With the Saudi ultimatum, Shaikh Tamim was faced with two options: totally submit to his neighbours’ diktats and allow them to mould the new Qatar into a subordinate regime for the rest of his term as emir, or resist for now, risking the wrath of his elder counterparts for a decade or two until the next generation of rulers came in, with whom he could start afresh. In about five decades, roles may be reversed and he may find himself to be an elder statesman — in seniority and age — among what may be a significantly younger group of leaders in the Gulf. For Tamim, the decision to assert independence today may have been a long-term investment, however risky it may be.

Facing isolation from much bigger and powerful neighbours, Qatar may look to other states in the neighbourhood for support. Following Tamim’s phone call to Oman’s Sultan Qaboos to discuss the crisis, speculation ran rife that Doha would seek an “alliance” with Oman, leading to the emergence of two axes in the GCC.

Qatar has been referred to as a maverick in the region. The real maverick in the Gulf however is Oman. It was Oman, after all, that sang a different tune than its neighbours when it became the only Gulf state not to sever ties with Egypt’s Sadat after he signed a peace treaty with the Israelis, then became the first Gulf state to give them diplomatic recognition. It established relations with Khomeini’s Iran and refrained from allying with its neighbours against it during Iraq’s war on that country.

More recently, it has quashed the idea of a Gulf union that Saudi Arabia has insisted on, and instead of pushing for more sanctions and war on Iran, it has facilitated its coming out of its international pariah status. Since then, bilateral relations have witnessed a massive boost, with joint projects worth billions of dollars being announced in recent weeks.

Yet, Oman has never faced the rebuke that Qatar faces today. Its foreign policy, while unorthodox for the region, was based primarily on fierce pragmatism that was, unlike Qatar’s, kept in check by its aversion to stepping on its neighbours’ toes.

Aside from being bent on acting independently of the GCC, there’s very little in policy positions that Oman and Qatar share.

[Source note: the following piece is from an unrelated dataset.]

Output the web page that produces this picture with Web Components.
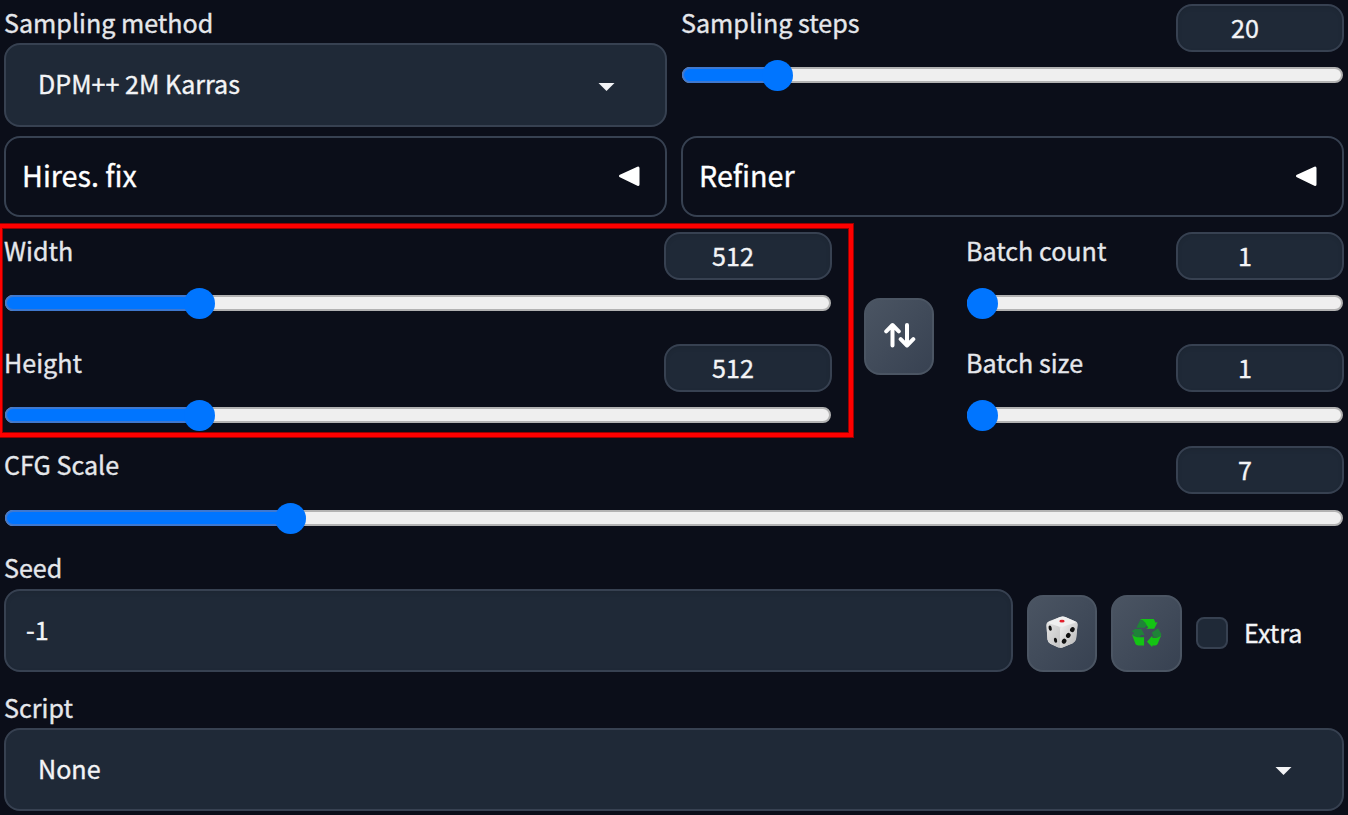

Doha’s activist regional policy is antithetical to Muscat’s approach of regional passivity, and it is unlikely to find much favour there. It is therefore highly unlikely that Oman would enter any kind of alliance that may antagonise the GCC or create a counterweight to the Gulf trio.

Shaikh Tamim is likely to be well aware of this, which is why he may instead be looking to Oman for empathy and a pat of support on the back.

When Sultan Qaboos came to power at age 30 in 1970, he too was the youngest ruler of a Gulf Arab state. Oman faced regional isolation and multiple rebellions that had, to varying degrees, received support from the very states it joined in founding the GCC with a decade later. Even after the GCC’s founding, interference in Oman’s affairs did not cease. But that did not deter it from continuing to function within the GCC’s framework while charting a foreign policy independent of it. Gulf neighbours may have frowned upon it, but they learnt to come to terms with it over the years.

Today, Sultan Qaboos is the only living ruler among the founders of the GCC, and he is the longest-reigning Arab ruler. Having had a head start from his generation of rulers, he commands the kind of respect in the region that Shaikh Tamim perhaps seeks to similarly achieve in the coming decades — hoping that the GCC will one day come to terms with a Qatar that does not rotate in its neighbours’ orbit.

The task ahead may be significantly more difficult though — considering Qatar’s size, geography and controversial regional policies. But this is a gamble that Shaikh Tamim appears to have chosen to take.